Los argentinos no sólo elegirán hoy un hombre para que conduzca los destinos del país desde la Presidencia de la Nación sino que, además, estarán reflejando con su elección qué estilo de vida en democracia prefieren, si el que propone el candidato del oficialismo o el que sugiere el adversario de la oposición. Porque más allá de los perfiles políticos e ideológicos de los dos aspirantes a ocupar el sillón de Rivadavia en la Casa Rosada, estarán votando por las propuestas, los gestos y los mensajes de ambos. Depositarán su confianza en que uno de ellos es el más adecuado para liderar el país en semejante crisis económica y social.

Precisamente sobre este aspecto, hace 40 años atrás, en un día como hoy, el editorial de LA GACETA señalaba: “No es necesario meditar excesivamente para advertir que la compleja labor de administrar la cosa pública, aquella que es de todos, dependerá cualitativamente hablando de cómo se comporten quienes fueron comisionados por el pueblo. No se puede pretender que quienes no estén capacitados para la función asignada, cumplan con ella adecuadamente ni que el patrimonio público moral y material quede en ese caso a buen recaudo”.

En esa línea reforzaba la responsabilidad que le cabía a las fuerzas políticas en la designación de sus postulantes. Sin exagerar -apuntaba-, debe exigirse por lo menos que las agrupaciones políticas que seleccionan a los candidatos para esos cargos procedan con la responsabilidad de un compromiso con la comunidad. “Cumplida esa etapa, los votantes deberán elegir de acuerdo con su juicio y conciencia, asumiendo también la responsabilidad de la mejor selección posible dentro de la ubicación ideológica de cada uno. De cualquier manera, las posiciones políticas o sectoriales no deberían ser nunca tan extremas como para frustrar a la mejor elección, razón por la cual ambos factores deben conjugarse razonablemente”.

Hace cuatro décadas, se advertía en no caer en posiciones extremas a la hora de elegir; casi era adelantarse a los tiempos y mirar la división que marca a la sociedad actual. Así es como subrayaba: “Saber votar no consiste simplemente en cumplir con los requisitos legales, sino mucho más, en proceder con la convicción de que la república, el pueblo y su patrimonio serán nuestros. Serán puestos literalmente en las manos de quienes los administren, por lo menos con honestidad y eficiencia.
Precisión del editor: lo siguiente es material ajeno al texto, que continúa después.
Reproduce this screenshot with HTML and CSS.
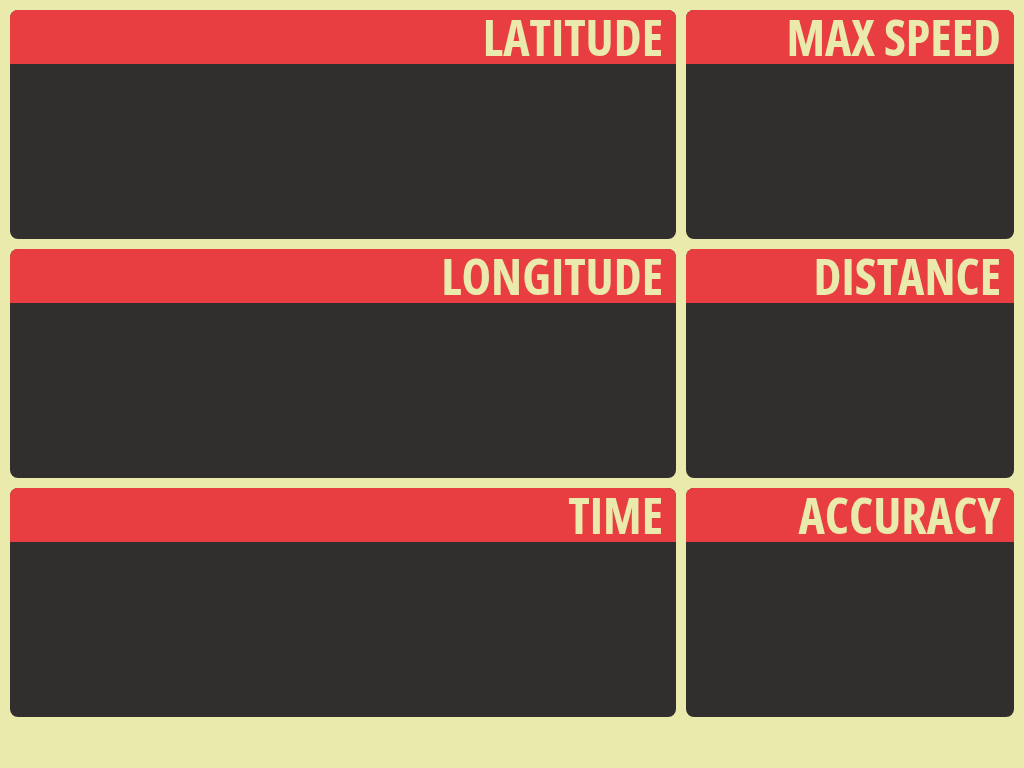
FILE: index.html
```html
<!DOCTYPE html>
<html>
<head>
<meta charset="utf-8">
<link rel="stylesheet" href="styles.css">
</head>
<body>
<div class="grid">
  <div class="card"><div class="head">LATITUDE</div><div class="body"></div></div>
  <div class="card"><div class="head">MAX SPEED</div><div class="body"></div></div>
  <div class="card"><div class="head">LONGITUDE</div><div class="body"></div></div>
  <div class="card"><div class="head">DISTANCE</div><div class="body"></div></div>
  <div class="card"><div class="head">TIME</div><div class="body"></div></div>
  <div class="card"><div class="head">ACCURACY</div><div class="body"></div></div>
</div>
</body>
</html>
```
FILE: styles.css
```css
html, body {
  margin: 0;
  padding: 0;
  background: #ebeaad;
  width: 1024px;
  height: 768px;
}
.grid {
  display: grid;
  grid-template-columns: 666px 328px;
  grid-template-rows: repeat(3, 229px);
  gap: 10px;
  padding: 10px;
}
.card {
  display: flex;
  flex-direction: column;
  border-radius: 8px;
  background: #302f2e;
}
.head {
  height: 54px;
  border-radius: 8px 8px 0 0;
  background: #e83e42;
  color: #ebeaad;
  font-family: "Open Sans", sans-serif;
  font-stretch: 75%;
  font-weight: 700;
  font-size: 50px;
  line-height: 54px;
  text-align: right;
  padding-right: 13px;
  white-space: nowrap;
}
.body {
  flex: 1;
}
```
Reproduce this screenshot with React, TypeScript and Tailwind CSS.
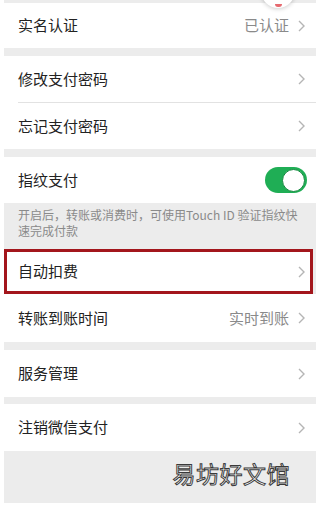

A partir de esa realidad y la reflexión que procede del sufragio, adquiere toda su dimensión de examen de conciencia ciudadana”. No quedaba exento del análisis y la reflexión el sistema electoral de entonces, aunque bien el párrafo tiene vigencia hoy: “Nuestro sistema electoral tiene, desde esta perspectiva, virtudes innegables y seguramente no podrá ser culpado de algunos de los errores que no dependen sino de quienes votan”.

Y a continuación hacía una consideración que tiene validez en los tiempos que corren, por las necesidades y urgencias de una sociedad que exige prontas respuestas a sus necesidades y problemas. Una elección refuerza la vida en democracia y consolida la calidad institucional, pero no implica que mañana el país será otro. Es lo que decía aquel editorial de hace 40 años: “Nadie puede esperar con sensatez que al día siguiente de las elecciones se comiencen a vislumbrar los mejores horizontes para la República y para sí mismo como ciudadano, si al votar no se ha preocupado por confiar en el destino de todos a quienes tienen mejores condiciones de cumplir con las responsabilidades de cada cargo. Como se observa, la histórica invocación de ‘sepa el pueblo votar’ es muchísimo más que una mera frase feliz”.